Morgan’s last whaling voyage, her 37th, ended in 1921 at New Bedford, and although she did not sail from Martha’s Vineyard or discharge her cargos at Vineyard ports, on this 38th voyage, she is paying a call at Martha’s Vineyard to recognize the contributions to her commercial success made by dozens of Vineyard captains and crew members who sailed in her.
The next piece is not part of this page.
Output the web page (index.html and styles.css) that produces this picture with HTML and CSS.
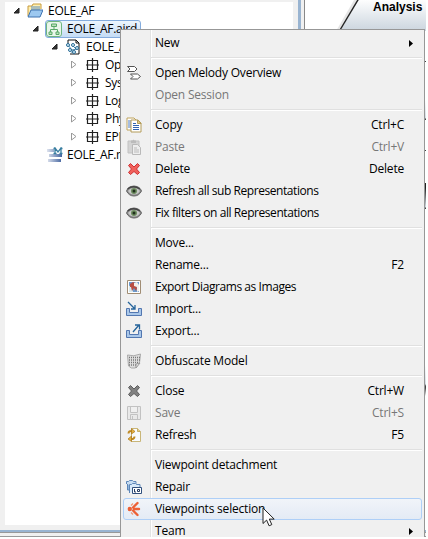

Visitors who tour the Morgan during her Vineyard stay will learn about whales and whaling in the Mystic Seaport Museum’s 22,000 square-foot dockside exhibition. There will be video on the history and significance of the meticulously restored vessel, and a series of panels explain the role the American whaling industry had in this country’s history; how the Morgan and other whaleships connected distant and varied global cultures; and how Americans’ perceptions of the natural world have changed since the Morgan’s whaling career. Hands-on activities include knot tying, handling samples of wood used in the restoration, and searching the Morgan’s crew lists for familiar names or hometown connections.
Spouter, a 46-foot-long, life-sized inflatable model of a sperm whale will be on hand, and visitors may join in “What Bubbles Up?,” an opportunity to write down their whale related memories, questions, or sketches and attach them to a humpback whale sculpture.
Mystic Seaport representatives will demonstrate the 19th-century maritime skills of a cooper, shipsmith, ropemaker, and whaleboat oarsman. There will also be live performances including sea chanteys, the interactive “Tale of a Whaler,” and a condensed rendition of Moby-Dick, “Moby-Dick in Minutes.” Visitors may even take a turn rowing a whaleboat.
And, the 38th Voyage partner, the National Oceanic and Atmospheric Administration’s Office of National Marine Sanctuaries, will be at hand to explain how the National Marine Sanctuaries interpret America’s maritime past, promote ocean conservation, and engage in cutting edge research. They will show how whales feed and what they feed on, and there will be videos that describe the National Marine Sanctuary System, whales, whale research, and whaling heritage. Kids can even create their own whale hats.